Point de remixage à l’horizon comme cela avait tout d’abord été annoncé, les pistes anglaise et française sont présentées en DTS-HD Master Audio 2.0. et instaurent toutes deux un très large et semblable confort acoustique. La musique d’Alan Silvestri, à redécouvrir absolument, bénéficie d’une large ouverture des canaux, le doublage français est brillant, les effets annexes riches et le report des voix dynamique. Les sous-titres français ne sont pas imposés sur la version originale.
Enfin en haute définition ! Et comme je le pressentais grosse déception…je ne suis pas aussi enthousiaste que vous car s’agissant de ma comédie fantastique préférée, j’aurais espéré une édition digne du film mais… déjà ESC??? Universal a jeté l’éponge depuis un moment, ils considèrent ce film comme un de tiroir !
Par rapport au désastreux DVD il y a un fossé c’est sûr ! Mais on aura semble t’il
Petit bug, suite : on aura semble t’il jamais droit à la version longue longtemps fantasmée dont certaines scènes inédites étaient présentes dans la BA de l’époque !

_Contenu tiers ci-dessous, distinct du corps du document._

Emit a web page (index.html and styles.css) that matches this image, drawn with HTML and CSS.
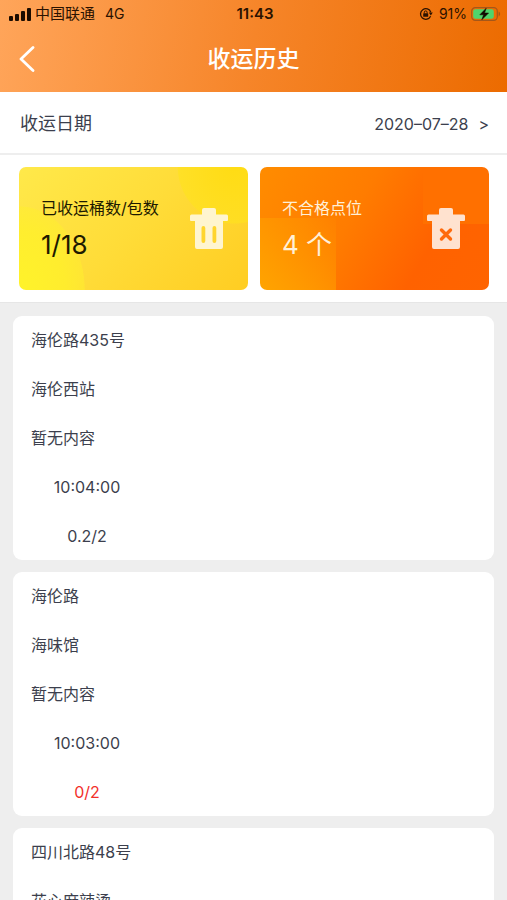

Concernant les bonus un effort -étrange!- a été fait car ils sont plutôt sympa même s’il manque la featurette d’époque et quelques interviews !
Mais le gros point noir de l’édition est le son en 2.0…en 2017 sérieux? La musique et l’ambiance sonore sont très importantes dans ce film! Inadmissible.
Bref ce n’est pas avec cette édition fainéante que ce chef d’œuvre très sous-estimé va retrouver une « seconde jeunesse » ». Las.